While this post focuses on voice, your voice cannot contradict your body.

Dogs read body language better than they hear sound. If your voice is calm but your fists are clenched, and you are leaning forward aggressively, the dog will believe your body, not your voice.

To truly utilize a calm voice:

  1. Exhale first: Before giving a command, blow a breath out.
  2. Relax your shoulders: Drop them away from your ears.
  3. Soft Eyes: Don’t stare intensely; use a soft gaze.

Read Also: How Mental Stimulation Reduces Bad Behavior

Common Scenarios Where Calm Wins

1. The Doorbell Rings

The doorbell triggers high excitement. If you yell “QUIET!” over the barking, the dog thinks you are barking along with them. You are joining the chaos.

  • The Calm Approach: Walk to the dog, calmly touch them or show a treat, and whisper “Place” or “Quiet.” The contrast between the chaotic doorbell and your calm demeanor helps de-escalate the dog.

2. Leash Reactivity

When your dog sees another dog and lunges, your heart rate spikes.
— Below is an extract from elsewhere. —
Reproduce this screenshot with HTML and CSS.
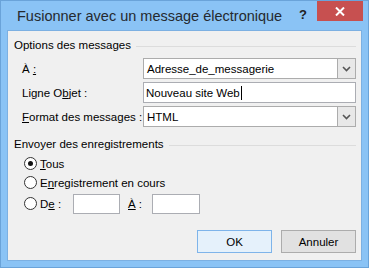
FILE: index.html
```html
<!DOCTYPE html>
<html>
<head>
  <meta charset="UTF-8">
  <title>Fusionner avec un message électronique</title>
  <link rel="stylesheet" href="styles.css">
</head>
<body>

  <div class="window">
    <div class="titlebar">
      <span class="title">Fusionner avec un message électronique</span>
      <span class="help">?</span>
      <span class="close">
        <svg width="10" height="9" viewBox="0 0 10 9"><path d="M1 0.5 L9 8.5 M9 0.5 L1 8.5" stroke="#fff" stroke-width="2"/></svg>
      </span>
    </div>

    <div class="client">
      <div class="legend"><span>Options des messages</span><span class="rule"></span></div>
      <div class="rows">
        <div class="row">
          <label class="label">À <u>:</u></label>
          <div class="combo">
            <span class="value">Adresse_de_messagerie</span>
            <span class="drop"><svg width="9" height="6" viewBox="0 0 9 6"><path d="M1 1 L4.5 4.5 L8 1" fill="none" stroke="#555" stroke-width="1.6"/></svg></span>
          </div>
        </div>
        <div class="row">
          <label class="label">Ligne O<u>b</u>jet :</label>
          <div class="textbox">Nouveau site Web<span class="caret"></span></div>
        </div>
        <div class="row">
          <label class="label"><u>F</u>ormat des messages :</label>
          <div class="combo">
            <span class="value">HTML</span>
            <span class="drop"><svg width="9" height="6" viewBox="0 0 9 6"><path d="M1 1 L4.5 4.5 L8 1" fill="none" stroke="#555" stroke-width="1.6"/></svg></span>
          </div>
        </div>
      </div>

      <div class="legend second"><span>Envoyer des enregistrements</span><span class="rule"></span></div>
      <div class="radios">
        <div class="radio-row"><span class="radio checked"></span><span><u>T</u>ous</span></div>
        <div class="radio-row"><span class="radio"></span><span>E<u>n</u>registrement en cours</span></div>
        <div class="radio-row range">
          <span class="radio"></span><span class="from-label">D<u>e</u> :</span>
          <span class="small-box"></span>
          <span class="to-label"><u>À</u> :</span>
          <span class="small-box wide"></span>
        </div>
      </div>

      <div class="buttons">
        <button class="btn default">OK</button>
        <button class="btn">Annuler</button>
      </div>
    </div>
  </div>

</body>
</html>
```

FILE: styles.css
```css
* {
  margin: 0;
  padding: 0;
  box-sizing: border-box;
}
body {
  font-family: 'Liberation Sans', Arial, sans-serif;
  font-size: 11.5px;
  color: #000;
  background: #8ac3f5;
}

.window {
  width: 369px;
  height: 268px;
  border: 1px solid #6aa3d9;
  background: #8ac3f5;
  padding: 0 6px 6px;
  display: flex;
  flex-direction: column;
}

.titlebar {
  height: 29px;
  display: flex;
  align-items: flex-start;
}
.title {
  margin-left: 10px;
  padding-top: 7px;
  font-size: 14.5px;
  line-height: 17px;
  color: #252a30;
  flex: 1;
}
.help {
  margin-top: 7px;
  margin-right: 10px;
  font-weight: bold;
  font-size: 13px;
  line-height: 14px;
  color: #222;
}
.close {
  width: 46px;
  height: 20px;
  margin-right: -1px;
  background: #c75050;
  display: flex;
  align-items: center;
  justify-content: center;
}

.client {
  flex: 1;
  border: 1px solid #7cb0e2;
  background: #f0f0f0;
  padding-top: 7px;
}

.legend {
  display: flex;
  align-items: center;
  height: 15px;
  margin-left: 6px;
  margin-right: 5px;
}
.legend span:first-child {
  line-height: 15px;
}
.rule {
  flex: 1;
  height: 1px;
  margin-left: 5px;
  margin-top: 1px;
  background: #dcdcdc;
}

.rows {
  margin-top: 5px;
  display: flex;
  flex-direction: column;
  gap: 3px;
}
.row {
  display: flex;
  align-items: center;
  height: 21px;
  padding-left: 14px;
}
.label {
  width: 121px;
}
.combo, .textbox {
  width: 213px;
  height: 21px;
  border: 1px solid #acacac;
  background: #fff;
  display: flex;
  align-items: center;
}
.textbox {
  height: 21px;
  border-color: #abadb3;
  padding-left: 2px;
}
.caret {
  width: 1px;
  height: 14px;
  background: #000;
  margin-left: 1px;
}
.value {
  flex: 1;
  padding-left: 3px;
}
.drop {
  width: 18px;
  height: 19px;
  border-left: 1px solid #acacac;
  background: #e8e8e8;
  display: flex;
  align-items: center;
  justify-content: center;
}

.legend.second {
  margin-top: 10px;
}

.radios {
  margin-top: 2px;
  padding-left: 16px;
}
.radio-row {
  display: flex;
  align-items: center;
  height: 19px;
}
.radio-row.range {
  height: 21px;
  margin-top: 1px;
}
.radio {
  width: 13px;
  height: 13px;
  border: 1px solid #333;
  border-radius: 50%;
  background: #fff;
  margin-right: 3px;
  display: flex;
  align-items: center;
  justify-content: center;
}
.radio.checked::after {
  content: "";
  width: 5px;
  height: 5px;
  border-radius: 50%;
  background: #111;
}
.from-label {
  width: 33px;
}
.small-box {
  width: 47px;
  height: 20px;
  border: 1px solid #abadb3;
  background: #fff;
}
.small-box.wide {
  width: 48px;
}
.to-label {
  width: 24px;
  margin-left: 8px;
}

.buttons {
  display: flex;
  justify-content: flex-end;
  gap: 9px;
  margin-top: 16px;
  padding-right: 5px;
}
.btn {
  width: 75px;
  height: 23px;
  font-family: 'Liberation Sans', Arial, sans-serif;
  font-size: 11.5px;
  border: 1px solid #acacac;
  background: #e1e1e1;
  color: #000;
}
.btn.default {
  border-color: #7eb4ea;
  background: #e5f1fb;
}
```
You might tighten the leash and say “NO” loudly. This confirms to the dog that the other dog is indeed a threat because you are upset, too.

  • The Calm Approach: specific “jolly talk” or a low, firm “Let’s go,” while keeping the leash loose sends the signal: “I see the other dog, and I am not worried. You are safe.”

3. Separation Anxiety

Making a big, loud deal when you leave (“GOODBYE! BE A GOOD BOY!”) or return (“MOMMY IS HOME!”) spikes anxiety.
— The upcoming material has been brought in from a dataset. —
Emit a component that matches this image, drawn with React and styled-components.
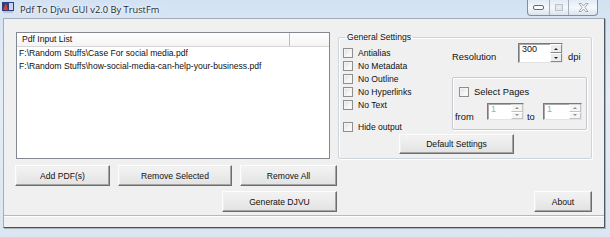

  • The Calm Approach: Leave and return without saying a word, or with a very low, boring “Hi.” This normalizes the event and prevents an adrenaline spike.

How to Retrain Your Voice

If you are used to being loud, changing your habits is hard. Here are three exercises to help you master the “Calm Voice.”

Exercise 1: The Library Voice

Pretend you are training your dog inside a library. If you are too loud, you will be kicked out. Practice your entire repertoire of tricks (Sit, Down, Stay, Shake) using only a whisper. You will likely find your dog pays more attention, not less.

Exercise 2: The Yawn Technique

If your dog is hyperactive, do not say anything. Just sit down and yawn loudly and slowly. A yawn is a “calming signal” in dog language. It tells the dog you are relaxed. Combine this with slow, low praise.

Exercise 3: The “Good” Marker

Instead of a high-pitched “Good boy!!” which might break a “Stay” command by getting the dog too excited, practice a low, soothing “Gooooood.” Draw the word out. This confirms they are doing the right thing without breaking their concentration.

Conclusion

The goal of training is communication, not volume. By lowering your voice, you lower the emotional temperature of the room. You change the dynamic from a battle of wills to a cooperative partnership.

Dogs are incredibly sensitive creatures. They can hear a car pulling into the driveway three houses down; they certainly do not need you to shout to hear a command standing three feet away. When you strip away the volume, the anger, and the frustration, you are left with clear communication.